→ EXERCISE DETAILS:
Collect every line below that contains the word "screenshot".

→ EXTRACTED RECORDS:
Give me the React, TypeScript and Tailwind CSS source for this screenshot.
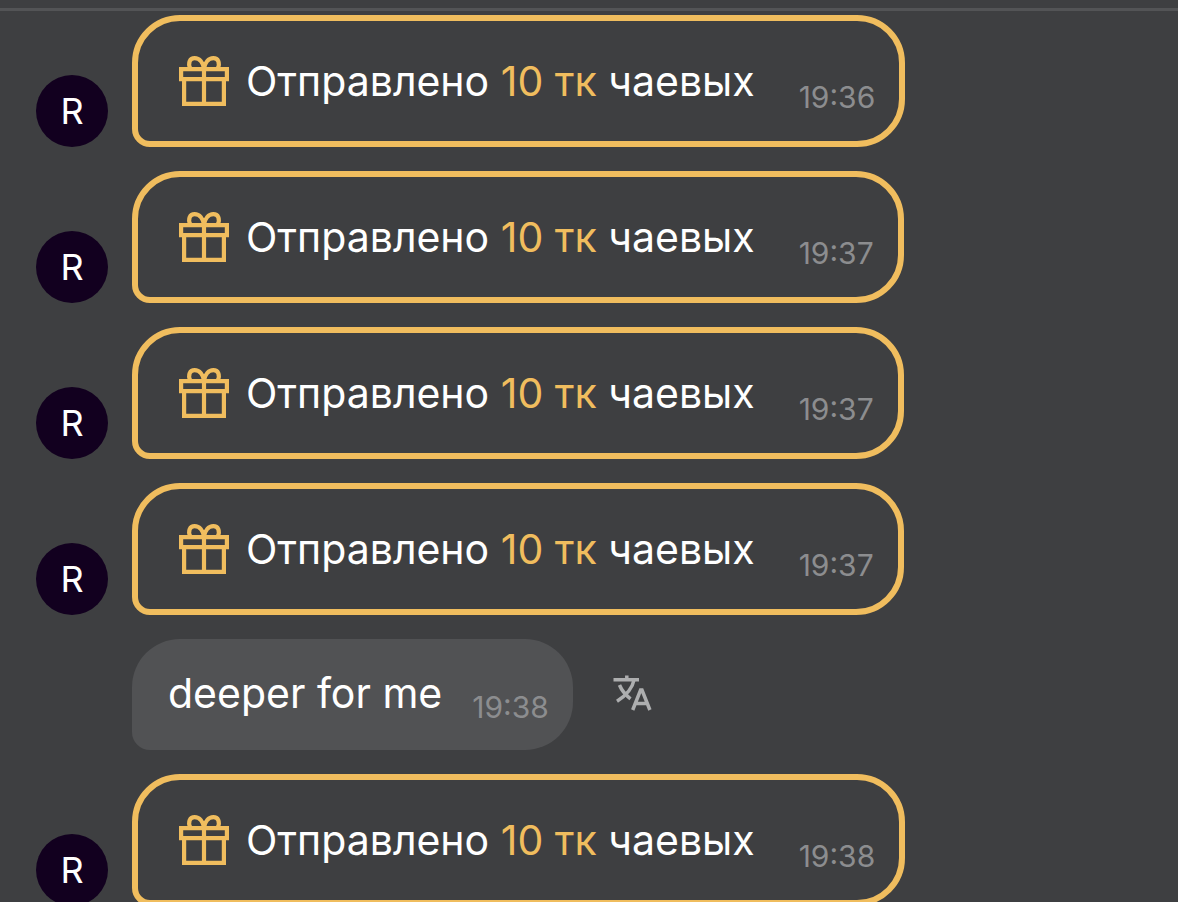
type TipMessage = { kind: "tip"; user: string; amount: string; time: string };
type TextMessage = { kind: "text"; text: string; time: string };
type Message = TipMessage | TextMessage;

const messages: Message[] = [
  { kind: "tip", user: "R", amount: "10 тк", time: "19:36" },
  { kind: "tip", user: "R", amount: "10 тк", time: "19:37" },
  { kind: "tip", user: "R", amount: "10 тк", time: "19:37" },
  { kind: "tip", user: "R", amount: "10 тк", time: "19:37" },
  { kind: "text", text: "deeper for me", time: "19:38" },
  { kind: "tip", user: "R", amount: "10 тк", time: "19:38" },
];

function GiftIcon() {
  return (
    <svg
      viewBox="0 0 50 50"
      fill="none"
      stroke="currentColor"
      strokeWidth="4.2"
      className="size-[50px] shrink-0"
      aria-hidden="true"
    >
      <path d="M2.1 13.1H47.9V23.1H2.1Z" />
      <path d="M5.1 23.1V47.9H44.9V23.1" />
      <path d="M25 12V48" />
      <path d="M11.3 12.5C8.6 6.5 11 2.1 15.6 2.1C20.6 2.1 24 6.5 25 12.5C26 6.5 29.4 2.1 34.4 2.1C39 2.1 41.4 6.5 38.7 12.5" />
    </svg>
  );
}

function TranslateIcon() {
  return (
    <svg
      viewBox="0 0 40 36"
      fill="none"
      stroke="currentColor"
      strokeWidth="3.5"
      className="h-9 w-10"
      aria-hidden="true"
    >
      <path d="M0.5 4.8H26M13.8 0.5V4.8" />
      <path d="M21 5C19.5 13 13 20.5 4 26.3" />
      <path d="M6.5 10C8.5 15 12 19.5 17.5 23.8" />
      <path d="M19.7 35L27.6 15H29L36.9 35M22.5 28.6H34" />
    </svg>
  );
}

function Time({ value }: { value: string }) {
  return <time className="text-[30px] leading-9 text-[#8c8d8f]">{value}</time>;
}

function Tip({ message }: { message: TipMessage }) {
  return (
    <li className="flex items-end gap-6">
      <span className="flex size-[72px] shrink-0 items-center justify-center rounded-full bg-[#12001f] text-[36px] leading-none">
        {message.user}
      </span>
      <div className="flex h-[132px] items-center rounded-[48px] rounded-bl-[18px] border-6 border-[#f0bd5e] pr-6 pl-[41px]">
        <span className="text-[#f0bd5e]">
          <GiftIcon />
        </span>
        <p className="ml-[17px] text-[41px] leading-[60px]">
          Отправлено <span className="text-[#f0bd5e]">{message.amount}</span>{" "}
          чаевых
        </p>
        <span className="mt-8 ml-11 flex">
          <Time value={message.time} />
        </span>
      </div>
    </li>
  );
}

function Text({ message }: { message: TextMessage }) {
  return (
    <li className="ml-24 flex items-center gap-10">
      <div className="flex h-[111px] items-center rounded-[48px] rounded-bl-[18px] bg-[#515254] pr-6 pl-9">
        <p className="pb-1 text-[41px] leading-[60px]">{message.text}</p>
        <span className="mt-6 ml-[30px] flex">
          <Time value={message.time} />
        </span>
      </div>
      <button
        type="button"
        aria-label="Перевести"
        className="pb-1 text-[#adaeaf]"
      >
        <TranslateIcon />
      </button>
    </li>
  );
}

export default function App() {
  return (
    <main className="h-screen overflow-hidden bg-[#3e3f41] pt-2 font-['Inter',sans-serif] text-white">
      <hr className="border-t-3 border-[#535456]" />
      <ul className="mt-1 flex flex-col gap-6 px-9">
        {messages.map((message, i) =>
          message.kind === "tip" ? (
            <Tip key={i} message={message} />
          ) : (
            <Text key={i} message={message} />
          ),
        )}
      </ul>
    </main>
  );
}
--
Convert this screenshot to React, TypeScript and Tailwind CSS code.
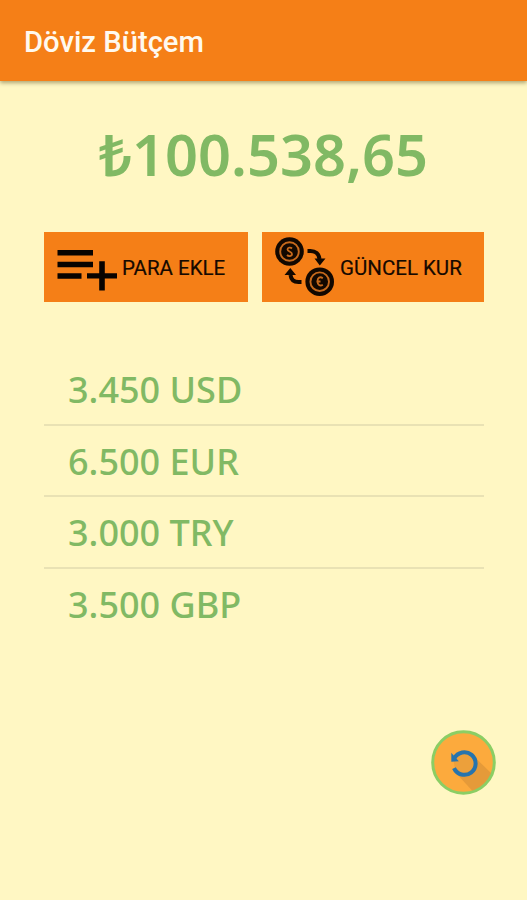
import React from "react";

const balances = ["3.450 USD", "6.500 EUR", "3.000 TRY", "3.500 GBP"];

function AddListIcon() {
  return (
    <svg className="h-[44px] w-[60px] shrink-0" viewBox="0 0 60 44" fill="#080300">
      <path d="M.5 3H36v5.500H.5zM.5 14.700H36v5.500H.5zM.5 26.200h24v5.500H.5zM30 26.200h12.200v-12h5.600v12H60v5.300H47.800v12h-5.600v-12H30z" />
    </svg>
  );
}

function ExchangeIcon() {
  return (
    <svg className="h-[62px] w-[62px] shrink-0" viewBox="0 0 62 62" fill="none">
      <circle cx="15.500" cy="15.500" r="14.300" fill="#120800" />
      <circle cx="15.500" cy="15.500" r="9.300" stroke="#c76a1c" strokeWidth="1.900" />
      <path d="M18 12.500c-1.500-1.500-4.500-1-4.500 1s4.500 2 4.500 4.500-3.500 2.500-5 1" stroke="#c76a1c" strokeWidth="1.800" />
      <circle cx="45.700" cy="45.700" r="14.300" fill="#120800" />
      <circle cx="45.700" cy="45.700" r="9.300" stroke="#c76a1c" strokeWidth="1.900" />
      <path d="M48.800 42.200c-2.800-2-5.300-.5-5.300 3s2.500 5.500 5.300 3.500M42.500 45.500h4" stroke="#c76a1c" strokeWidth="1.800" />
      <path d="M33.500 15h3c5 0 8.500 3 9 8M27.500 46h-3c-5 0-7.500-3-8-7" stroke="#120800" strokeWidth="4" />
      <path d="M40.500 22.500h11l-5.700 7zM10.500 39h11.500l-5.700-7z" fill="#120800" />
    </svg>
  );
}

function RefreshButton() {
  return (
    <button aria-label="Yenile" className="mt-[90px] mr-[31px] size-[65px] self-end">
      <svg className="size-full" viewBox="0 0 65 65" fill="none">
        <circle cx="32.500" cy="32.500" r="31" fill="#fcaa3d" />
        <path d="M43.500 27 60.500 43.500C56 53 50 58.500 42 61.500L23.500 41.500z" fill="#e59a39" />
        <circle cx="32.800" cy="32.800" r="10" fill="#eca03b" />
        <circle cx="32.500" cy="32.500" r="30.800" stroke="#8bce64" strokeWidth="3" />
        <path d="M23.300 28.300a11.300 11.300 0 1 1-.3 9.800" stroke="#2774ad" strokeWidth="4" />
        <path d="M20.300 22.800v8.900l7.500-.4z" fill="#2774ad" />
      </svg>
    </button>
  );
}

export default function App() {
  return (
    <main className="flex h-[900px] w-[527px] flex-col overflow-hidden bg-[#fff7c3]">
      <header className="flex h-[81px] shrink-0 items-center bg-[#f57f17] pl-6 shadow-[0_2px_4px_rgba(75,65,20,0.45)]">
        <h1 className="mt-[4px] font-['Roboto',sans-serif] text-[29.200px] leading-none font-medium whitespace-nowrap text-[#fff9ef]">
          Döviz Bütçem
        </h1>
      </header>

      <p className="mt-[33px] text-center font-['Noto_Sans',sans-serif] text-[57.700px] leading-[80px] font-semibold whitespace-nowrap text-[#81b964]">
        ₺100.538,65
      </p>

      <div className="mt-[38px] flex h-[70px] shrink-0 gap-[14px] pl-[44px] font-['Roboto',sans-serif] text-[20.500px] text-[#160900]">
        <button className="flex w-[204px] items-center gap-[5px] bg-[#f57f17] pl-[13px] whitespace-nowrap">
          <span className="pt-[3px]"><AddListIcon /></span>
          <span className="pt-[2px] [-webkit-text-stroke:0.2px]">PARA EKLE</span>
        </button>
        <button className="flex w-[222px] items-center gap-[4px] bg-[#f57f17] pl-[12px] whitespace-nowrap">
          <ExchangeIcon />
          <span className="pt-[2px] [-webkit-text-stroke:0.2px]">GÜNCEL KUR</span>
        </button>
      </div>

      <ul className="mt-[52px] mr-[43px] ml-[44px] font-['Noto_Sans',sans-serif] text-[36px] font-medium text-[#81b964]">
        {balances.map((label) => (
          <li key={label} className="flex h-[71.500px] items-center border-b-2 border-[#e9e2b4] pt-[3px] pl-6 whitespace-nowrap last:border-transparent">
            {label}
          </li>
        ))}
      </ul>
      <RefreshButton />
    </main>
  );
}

→ RESPONSE:
Give me the React, TypeScript and Tailwind CSS source for this screenshot.
Convert this screenshot to React, TypeScript and Tailwind CSS code.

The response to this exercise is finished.